Foreign atom location by channeling in a helium irradiated Al-Mn alloy

Abstract

The results of channeling experiments on single crystals are not in all cases comparable to analytical calculations with the continuum model, in which the interactions with the individual atoms surrounding the channel are smoothed out. For interpretation of angular scans it is necessary to simulate the channeling process in a Monte Carlo program on the basis of the binary collision model. Such a program which yields the energy and flux distributions of the channeled ions by calculating their collisions with the nearest target atoms in the momentum approximation was described earlier. With this program, irradiation induced interstitial-impurity complexes in a dilute Al-0.09 at.% Mn alloy are analysed on the basis of 〈111〉 and 〈110〉 symmetrical and — for the first time published — asymmetrical angular scans measured by Swanson et al.
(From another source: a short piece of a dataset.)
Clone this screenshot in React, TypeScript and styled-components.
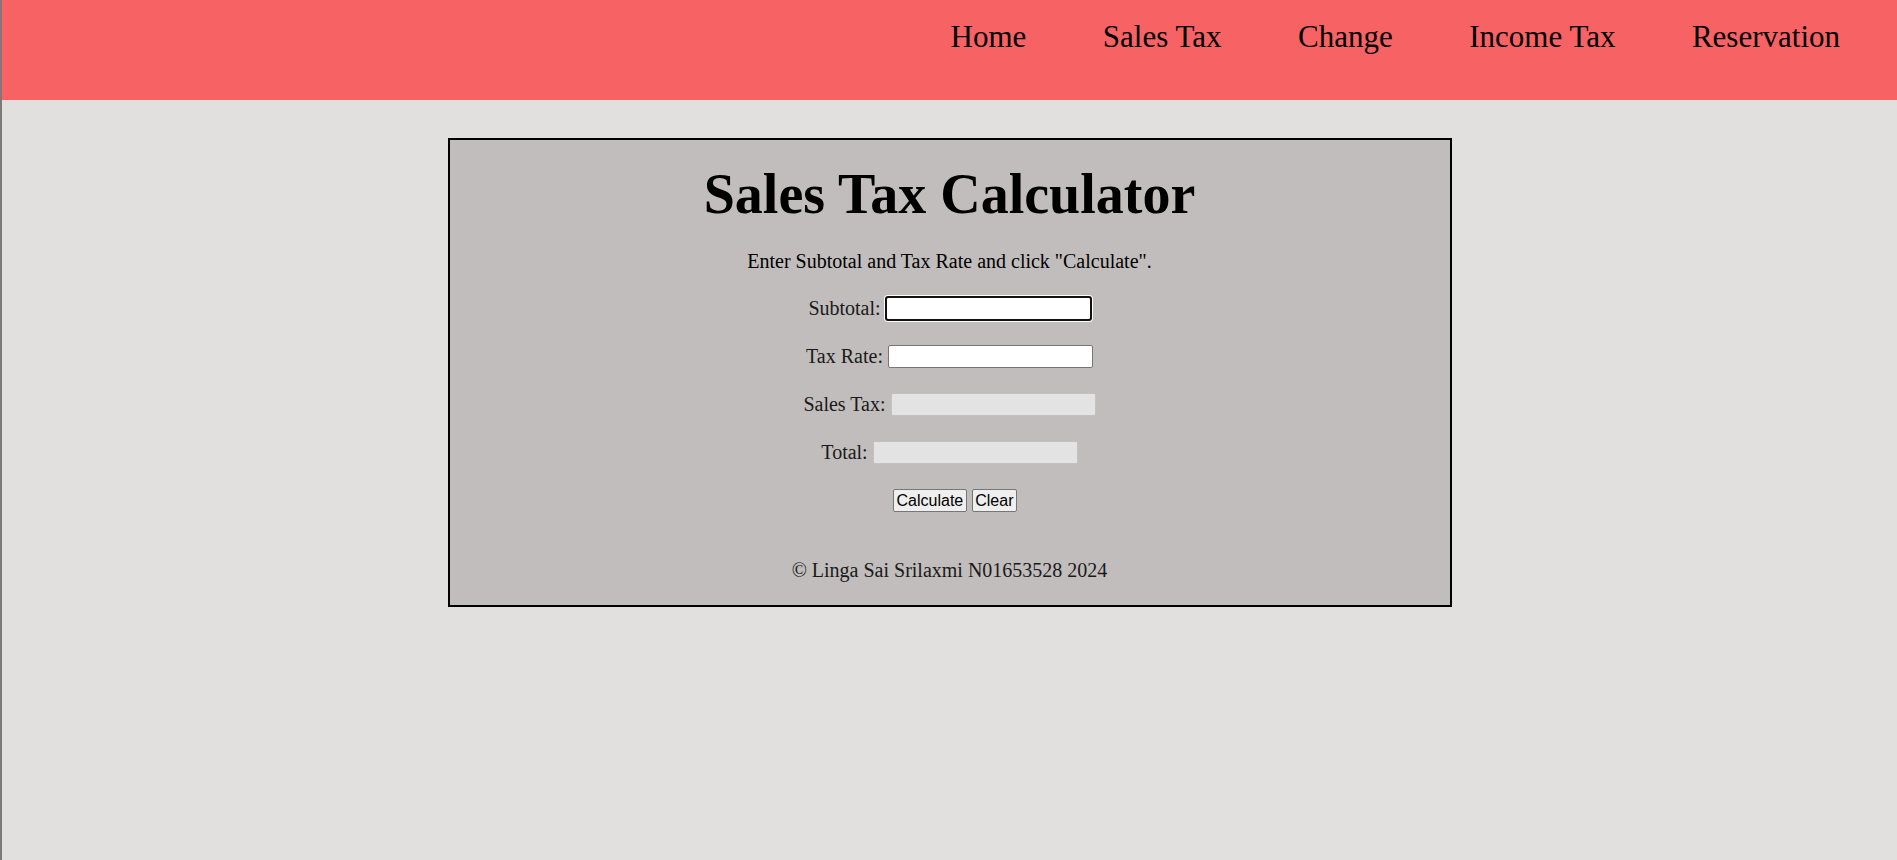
import styled, { createGlobalStyle, css } from "styled-components";

const GlobalStyle = createGlobalStyle`
  html, body {
    margin: 0;
    padding: 0;
    background: #e1e0df;
    font-family: "Liberation Serif", "Times New Roman", serif;
    color: #000;
  }
`;

const Page = styled.div`
  min-height: 100vh;
  border-left: 2px solid;
  border-image: linear-gradient(to right, #7a7a7a 50%, #b0b0b0 50%) 1;
`;

const Header = styled.header`
  height: 100px;
  background: #f76264;
  display: flex;
  justify-content: flex-end;
  align-items: flex-start;
  box-sizing: border-box;
  padding: 19px 57px 0 0;
`;

const Nav = styled.nav`
  display: flex;
  gap: 76.5px;
`;

const NavLink = styled.a`
  font-size: 31px;
  line-height: normal;
  color: #000;
  text-decoration: none;
  cursor: pointer;
`;

const Card = styled.main`
  width: 1000px;
  margin: 38px auto 0;
  border: 2px solid #000;
  background: #c1bdbc;
  text-align: center;
  padding: 0 0 23px;
`;

const Title = styled.h1`
  margin: 22px 0 0;
  font-size: 56px;
  font-weight: bold;
  line-height: normal;
`;

const Intro = styled.p`
  margin: 24px 0 24px;
  font-size: 20px;
  line-height: normal;
`;

const Form = styled.div`
  display: flex;
  flex-direction: column;
  gap: 25px;
`;

const Row = styled.div<{ $shift?: number }>`
  display: flex;
  justify-content: center;
  align-items: center;
  gap: 5px;
  height: 23px;
  padding-left: ${(p) => p.$shift ?? 0}px;
`;

const Label = styled.label`
  font-size: 20px;
  color: #1a1a1a;
`;

const Field = styled.input<{ $focused?: boolean }>`
  box-sizing: border-box;
  width: 205px;
  height: 23px;
  border: 1px solid #767676;
  border-radius: 2px;
  background: #fff;
  padding: 1px 2px;
  font-family: Arial, "Liberation Sans", sans-serif;
  font-size: 16px;

  &:disabled {
    background: #e3e3e3;
    border-color: rgba(118, 118, 118, 0.3);
  }

  ${(p) =>
    p.$focused &&
    css`
      outline: 2px solid #101010;
      outline-offset: -1px;
      box-shadow: 0 0 0 2px #fff;
    `}
`;

const Button = styled.button`
  box-sizing: border-box;
  height: 23px;
  padding: 0 2.5px;
  border: 1px solid #767676;
  border-radius: 2px;
  background: #efefef;
  color: #000;
  font-family: Arial, "Liberation Sans", sans-serif;
  font-size: 16px;
  line-height: 1;
`;

const Footer = styled.p`
  margin: 47px 0 0;
  font-size: 20px;
  line-height: normal;
  color: #1a1a1a;
`;

const links = ["Home", "Sales Tax", "Change", "Income Tax", "Reservation"];

const fields = [
  { id: "subtotal", label: "Subtotal:", focused: true },
  { id: "taxRate", label: "Tax Rate:" },
  { id: "salesTax", label: "Sales Tax:", disabled: true },
  { id: "total", label: "Total:", disabled: true },
];

export default function App() {
  return (
    <>
      <GlobalStyle />
      <Page>
        <Header>
          <Nav>
            {links.map((l) => (
              <NavLink key={l}>{l}</NavLink>
            ))}
          </Nav>
        </Header>

        <Card>
          <Title>Sales Tax Calculator</Title>
          <Intro>Enter Subtotal and Tax Rate and click "Calculate".</Intro>
          <Form>
            {fields.map((f) => (
              <Row key={f.id}>
                <Label htmlFor={f.id}>{f.label}</Label>
                <Field
                  id={f.id}
                  type="text"
                  disabled={f.disabled}
                  $focused={f.focused}
                />
              </Row>
            ))}
            <Row $shift={11}>
              <Button type="button">Calculate</Button>
              <Button type="button">Clear</Button>
            </Row>
          </Form>
          <Footer>© Linga Sai Srilaxmi N01653528 2024</Footer>
        </Card>
      </Page>
    </>
  );
}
Here, He + ions backscattered from the Mn atoms are assumed to be displaced in a 〈100〉, 〈110〉 or 〈111〉 direction from a normal lattice site. Displacements of this kind would occur in mixed dumbbells, where an impurity atom and a self-interstitial atom share one lattice site. The best fit to the experimental data has been obtained assuming the impurity atom to be displaced 0.14 nm in 〈100〉 direction. A 〈111〉 mixed dumbbell with a displacement of 0.22–0.27 nm might be possible, too. The evaluation needs the value of the stopping power in channel direction the knowledge of which is inaccurate. It will be shown that the results are not sensitive to the angular dependence of this stopping power.